Cause and effect is among the most highly debated issues in the philosophy of knowledge. (See Hollis [1996] for a review.) We can never be absolutely certain that variation in one thing causes variation in another. Still, if measurements of two variables are valid, you can be reasonably confident that one variable causes another if four conditions are met.

  • 1. The two variables co-vary—that is, as scores for one variable increase or decrease, scores for the other variable increase of decrease as well.
  • 2. The covariation between the two variables is not spurious.
  • 3. There is a logical time order to the variables. The presumed causal variable must always precede the other in time.
  • 4. A mechanism is available that explains how an independent variable causes a dependent variable. There must, in other words, be a theory.

Condition 1: Covariation

When two variables are related they are said to co-vary. Covariation is also called correlation or, simply, association.

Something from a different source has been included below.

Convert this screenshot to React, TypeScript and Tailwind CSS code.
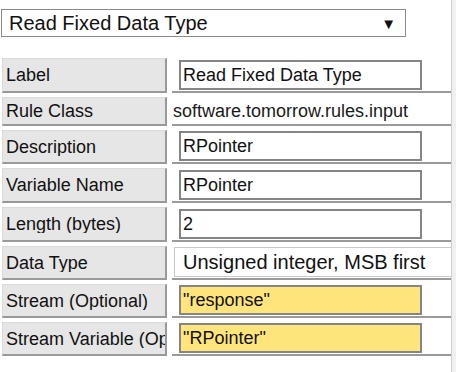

Association is a necessary but insufficient condition for claiming a causal relation between two variables. Whatever else is needed to establish cause and effect, you can’t claim that one thing causes another if they aren’t related in the first place.

Here are a few interesting covariations:

  • 1. Sexual freedom for women tends to increase with the amount that women contribute to subsistence (Schlegel and Barry 1986).
  • 2. Ground-floor, corner apartments occupied by students at big universities have a much higher chance of being burglarized than other units in the same apartment bloc (M. B. Robinson and C. E. Robinson 1997).
  • 3. When married men and women are both employed full time, they spend the same amount of time in the various rooms of their house—except for the kitchen (Ahrent- zen et al. 1989).

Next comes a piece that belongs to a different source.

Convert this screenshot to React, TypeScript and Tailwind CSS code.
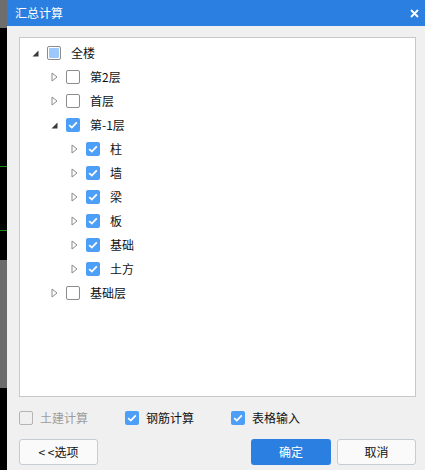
import React from 'react';

type CheckState = 'on' | 'off' | 'part';

type Node = {
  label: string;
  level: number;
  open: boolean;
  state: CheckState;
};

const nodes: Node[] = [
  { label: '全楼', level: 0, open: true, state: 'part' },
  { label: '第2层', level: 1, open: false, state: 'off' },
  { label: '首层', level: 1, open: false, state: 'off' },
  { label: '第-1层', level: 1, open: true, state: 'on' },
  { label: '柱', level: 2, open: false, state: 'on' },
  { label: '墙', level: 2, open: false, state: 'on' },
  { label: '梁', level: 2, open: false, state: 'on' },
  { label: '板', level: 2, open: false, state: 'on' },
  { label: '基础', level: 2, open: false, state: 'on' },
  { label: '土方', level: 2, open: false, state: 'on' },
  { label: '基础层', level: 1, open: false, state: 'off' },
];

function Box({ state, disabled }: { state: CheckState; disabled?: boolean }) {
  if (state === 'on') {
    return (
      <span className="flex h-[14px] w-[14px] shrink-0 items-center justify-center rounded-[2px] bg-[#4d9ef7]">
        <svg width="10" height="8" viewBox="0 0 10 8">
          <path d="M1.2 4.2 L3.8 6.6 L8.8 1.4" fill="none" stroke="#fff" strokeWidth="1.8" />
        </svg>
      </span>
    );
  }
  if (state === 'part') {
    return (
      <span className="flex h-[14px] w-[14px] shrink-0 items-center justify-center rounded-[2px] border border-[#8c8c8c] bg-white">
        <span className="h-[10px] w-[10px] rounded-[1px] bg-[#9cc8fb]" />
      </span>
    );
  }
  return (
    <span
      className={
        disabled
          ? 'block h-[14px] w-[14px] shrink-0 rounded-[2px] border border-[#b4b4b4] bg-[#f0f0f0]'
          : 'block h-[14px] w-[14px] shrink-0 rounded-[2px] border border-[#8c8c8c] bg-white'
      }
    />
  );
}

function Arrow({ open }: { open: boolean }) {
  return open ? (
    <svg width="7" height="7" viewBox="0 0 7 7">
      <path d="M6.5 0.5 L6.5 6.5 L0.5 6.5 Z" fill="#3a3a3a" />
    </svg>
  ) : (
    <svg width="7" height="10" viewBox="0 0 7 10">
      <path d="M1 1 L6 5 L1 9 Z" fill="#fff" stroke="#8a8a8a" strokeWidth="1" />
    </svg>
  );
}

const indent = ['pl-[11px]', 'pl-[30px]', 'pl-[50px]'];

export default function App() {
  return (
    <div
      className="flex h-[470px] w-[425px] overflow-hidden text-[12px] text-[#111]"
      style={{ fontFamily: '"Noto Sans CJK SC", "Noto Sans", sans-serif' }}
    >
      {/* background app strip */}
      <div className="flex w-[7px] shrink-0 flex-col">
        <div className="h-[28px] bg-[#6e6e6e]" />
        <div className="relative h-[232px] bg-black">
          <div className="absolute left-0 top-[138px] h-px w-[7px] bg-[#1e8a1e]" />
          <div className="absolute left-0 top-[202px] h-px w-[7px] bg-[#1e8a1e]" />
        </div>
        <div className="h-[128px] bg-[#6b6b6b]" />
        <div className="flex-1 bg-black" />
      </div>

      <div className="flex flex-1 flex-col bg-[#f0f0f0]">
        <div className="flex h-[26px] shrink-0 items-center justify-between bg-[#2b7fe0] pl-[8px] pr-[6px] text-white">
          <span className="text-[12px]">汇总计算</span>
          <svg width="9" height="9" viewBox="0 0 9 9">
            <path d="M1 1 L8 8 M8 1 L1 8" stroke="#fff" strokeWidth="1.8" />
          </svg>
        </div>

        <div className="flex flex-1 flex-col pl-[12px] pr-[9px] pt-[11px]">
          <div className="h-[360px] border border-[#c8c8c8] bg-white pt-[3px]">
            {nodes.map((n) => (
              <div key={n.label} className={`flex h-[24px] items-center ${indent[n.level]}`}>
                <span className="flex w-[8px] justify-center">
                  <Arrow open={n.open} />
                </span>
                <span className="ml-[8px] flex">
                  <Box state={n.state} />
                </span>
                <span className="ml-[10px]">{n.label}</span>
              </div>
            ))}
          </div>

          <div className="mt-[14px] flex h-[14px] items-center">
            <div className="flex w-[106px] items-center gap-[7px]">
              <Box state="off" disabled />
              <span className="text-[#9c9c9c]">土建计算</span>
            </div>
            <div className="flex w-[106px] items-center gap-[7px]">
              <Box state="on" />
              <span>钢筋计算</span>
            </div>
            <div className="flex items-center gap-[7px]">
              <Box state="on" />
              <span>表格输入</span>
            </div>
          </div>

          <div className="mt-[14px] flex items-center">
            <button className="h-[26px] w-[79px] rounded-[3px] border border-[#c6ccd6] bg-[#fafafa]">
              &lt; &lt;选项
            </button>
            <button className="ml-auto h-[26px] w-[80px] rounded-[3px] bg-[#2b7fe0] text-white">确定</button>
            <button className="ml-[6px] h-[26px] w-[79px] rounded-[3px] border border-[#c6ccd6] bg-[#fafafa]">
              取消
            </button>
          </div>
        </div>
      </div>
    </div>
  );
}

You might think that to establish cause, independent variables would have to be strongly related to the dependent variable. Not always. People all over the world make decisions about whether or not to use (or demand the use of) a condom as a part of sexual relations. These decisions are based on many factors, all of which may be weakly but causally related to the ultimate decision. These factors include: the education level of one or both partners; the level of income of one or both partners; the availability and cost of condoms; the amount of time that partners have been together; the amount of previous sexual experience of one or both partners; whether either or both partners know anyone personally who has died of AIDS; and so on.

Each independent variable may contribute only a little to the outcome of the dependent variable (the decision that is finally made), but the contribution may be quite direct and causal.